A new boy arrives, Jean, and is given the traditional Catholic schoolboy welcome, that is to say ridicule and humiliation. Julien at first goes along with the crowd but soon rejects this approach and bonds with Jean in other ways, and a friendship develops between the two. There are subtle indications that the new boy is different, he doesn't make the sign of the cross after a prayer at mass, he's awkward with the routine and very accomplished at mathematics and piano. Other ironies are dropped in by Malle, during Mass, where the priest intones seriously, "eat my body, drink my blood", a boy faints from boarding school malnourishment, the blessed sacrament is no nourishment at all? Jean is conspicuously passed over in administering the sacrament later, confirming Julien's suspicions. Julien, during a confession, is asked by the school headmaster, Père Jean, to look after the new boy, and after Julien discovers Jean's secret he knows why.
Malle constructs the narrative in such a way that Juliens' situation is that of the viewer, as his eyes are slowly opened to what is going on around him, we are equally informed. This adds a layer of suspense onto Malle's unique ability to disperse complex political and personal themes throughout the story. The casual racism of the playground is never far from the surface, "you're a real Jew'" is a retort to a trading game amongst the boys, stereotyping their reputation for business. "They're smarter than us and crucified Jesus" is the answer Julien gets from his older brother, François, when he asks "what's a Jew"?. The public baths have a sign 'No Jews Allowed' and the local collaborator who works at the school tells Julien 'Jews and Communists are worse than Germans'. Earlier a German soldier appeared at the school seeking a priest for confession, and Jean and Julien were both saved from an overnight sojourn in the woods by a pair of Nazi's who returned the scared schoolboys safely, "We Bavarians are Catholics too", said one of the soldiers.
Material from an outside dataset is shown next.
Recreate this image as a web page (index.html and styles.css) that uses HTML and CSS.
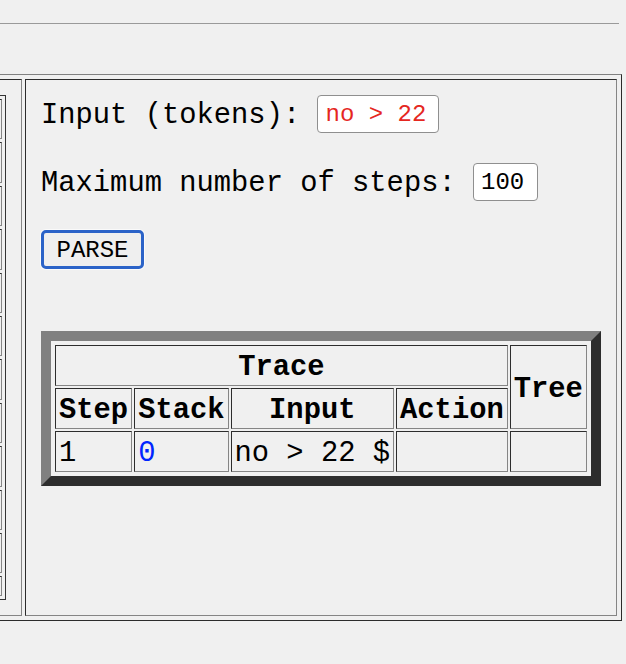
FILE: index.html
```html
<!DOCTYPE html>
<html>
<head>
<meta charset="utf-8">
<title>Parser</title>
<link rel="stylesheet" href="styles.css">
</head>
<body>
<div class="rule"></div>
<div class="frame">
  <div class="cell cell-left">
    <div class="grammar">
      <div class="grammar-row"></div>
      <div class="grammar-row"></div>
      <div class="grammar-row"></div>
      <div class="grammar-row"></div>
      <div class="grammar-row"></div>
      <div class="grammar-row"></div>
      <div class="grammar-row"></div>
      <div class="grammar-row"></div>
      <div class="grammar-row"></div>
      <div class="grammar-row"></div>
      <div class="grammar-row"></div>
      <div class="grammar-row grammar-row-last"></div>
    </div>
  </div>
  <div class="cell cell-right">
    <div class="field"><span class="label">Input (tokens):</span><input class="text-input tokens" type="text" value="no &gt; 22"></div>
    <div class="field"><span class="label">Maximum number of steps:</span><input class="text-input steps" type="text" value="100"></div>
    <div class="actions"><button class="parse" type="button">PARSE</button></div>
    <table class="trace">
      <tr>
        <th colspan="4">Trace</th>
        <th rowspan="2">Tree</th>
      </tr>
      <tr>
        <th>Step</th>
        <th>Stack</th>
        <th>Input</th>
        <th>Action</th>
      </tr>
      <tr>
        <td>1</td>
        <td class="stack">0</td>
        <td>no &gt; 22 $</td>
        <td></td>
        <td></td>
      </tr>
    </table>
  </div>
</div>
</body>
</html>
```
FILE: styles.css
```css
* {
  box-sizing: border-box;
}

html,
body {
  margin: 0;
  background: #f0f0f0;
}

body {
  font-family: "Liberation Mono", monospace;
  font-size: 28.8px;
  color: #000;
  padding-top: 23px;
}

.rule {
  width: 619px;
  border-top: 1px solid #9a9a9a;
  margin-bottom: 50px;
}

.frame {
  display: flex;
  gap: 3px;
  padding: 4px;
  border: 1px solid;
  border-color: #808080 #2b2b2b #2b2b2b #808080;
  margin-left: -283px;
  width: 905px;
}

.cell {
  border: 1px solid;
  border-color: #2b2b2b #858585 #858585 #2b2b2b;
  padding: 15px;
}

.cell-left {
  width: 300px;
  flex: none;
}

.cell-right {
  width: 592px;
  flex: none;
  display: flex;
  flex-direction: column;
  align-items: flex-start;
}

.grammar {
  border: 1px solid #333;
  padding: 3px;
  display: flex;
  flex-direction: column;
  gap: 3px;
}

.grammar-row {
  height: 40.4px;
  border: 1px solid;
  border-color: #2b2b2b #858585 #858585 #2b2b2b;
}

.grammar-row-last {
  height: 19.6px;
}

.field {
  display: flex;
  align-items: center;
  gap: 17.28px;
  height: 38px;
  line-height: 33px;
  white-space: pre;
}

.label {
  padding-top: 3px;
}

.field + .field {
  margin-top: 30px;
}

.text-input {
  height: 38px;
  border: 1px solid #8f8f8f;
  border-radius: 4px;
  background: #fff;
  font-family: "Liberation Mono", monospace;
  font-size: 24px;
  padding: 1px 7px 0;
  margin: 0;
  color: #000;
}

.tokens {
  width: 122px;
  color: #e5271f;
}

.steps {
  width: 65px;
}

.actions {
  margin-top: 29px;
}

.parse {
  display: block;
  width: 103px;
  height: 39px;
  border: 3px solid #2b63c8;
  border-radius: 5px;
  background: #efefef;
  box-shadow: 0 0 0 1px #fafafa;
  font-family: "Liberation Mono", monospace;
  font-size: 24px;
  color: #000;
  padding: 2px 0 0;
  margin: 0;
}

.trace {
  margin-top: 62px;
  border-collapse: separate;
  border-spacing: 2px;
  padding: 2px;
  border: 10px solid;
  border-color: #808080 #2d2d2d #2d2d2d #808080;
  font-size: 28.8px;
}

.trace th,
.trace td {
  border: 1px solid;
  border-color: #2d2d2d #858585 #858585 #2d2d2d;
  padding: 5px 3px 1px;
  line-height: 33px;
  white-space: nowrap;
}

.trace th {
  font-weight: bold;
  text-align: center;
}

.trace td {
  text-align: left;
}

.stack {
  color: #0026ff;
}
```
This is the background to which Julien must assimilate his friendship with a boy he now knows is Jewish.
The complicity of some levels of Catholic France with the Nazi's anti Semitic agenda is alluded to in several instances, made ironic by the fact it's a Catholic priest trying to help these boys. As a kindness Jean is taken to a restaurant during Julien's mothers visit, and the Vichy militia arrive to harass an elderly Jewish man. "Are we still for Petain"? François asks, "No one is these days", replies the vaguely bored mother, as if she's changing fashions with the seasons. The fuss with the old Jewish diner, "Send all the Jews to Moscow" shouts one diner, causes François to berate the 'collaborators', who then turn their gaze onto his table, which includes Jean, the furore is quashed by a Nazi officer, in equal part disgusted by the spineless, collaborating militia but also out to impress the stylish Mme Quentin. "Are we Jews"? Jean asks his embarrassed mother, who goes on to proclaim that they were not, an that she has nothing against the Jews, "although they can hang that Léon Blum".
* Léon Blum was a moderate socialist who ran the Popular Front leftist coalition governments of France in the late '30s. He was imprisoned by the Nazi's and condemned the Vichy regime, barely escaping the war with his life. The resistance was largely in place in France thanks to those on the left, many on the right were happy to aced to the Fascist policies, and for the most damning and revealing look at life in occupied France I recommend Marcel Ophuls' seminal documentary, The Sorrow and the Pity. So this resistance hero and 3 time President of France would be hanged if it were up to the likes of Mme Quentin.
Malle gives the piece the quality of a tender yet bittersweet reminiscence, infusing the relationships with real warmth and connection. The things that unite Jean and Julien are greater than the things that separate them. Julien, as is Jean, is a boy on the cusp of adulthood, having to accommodate some terrifying realities into his daily life, betrayal and collusion are all around him, as well as the ever present threat of forms of humiliation and violence, physical from the occupiers, and mental from his own peers. The boys struggle with puberty, reading aloud erotic passages from The Arabian Nights, a subtle allusion to the beauty the Arab cultures have to offer to a young Jewish or Catholic person. Malle scores the piece with mostly haunting and austere classical pieces, but a shining moment occurs when Jean and Julien are together at the piano when everyone else is in an air raid shelter, and the pair choose to duet, not on Schubert, but on a rocking boogie-woogie jam. The laughter is beautiful and real as the pair consolidate their friendship in a welter of white and black notes.
Malle's ending is as devastating in its own way as Truffaut's The 400 Blows famous (and accidental) freeze frame, as Julien confronts a life forever changed by this event. The film is poetic, tender and haunting, and yet never backs away from the horror at the heart of its concerns, the madness of racially based hatred, and the banal and everyday contexts in which it festers. Au Revoir Les Enfants was a worthy hit all over the world, and the next to last of Malle's French films. He would only complete three more feature films before dying too young 7 years after this, possibly his greatest cinematic achievement.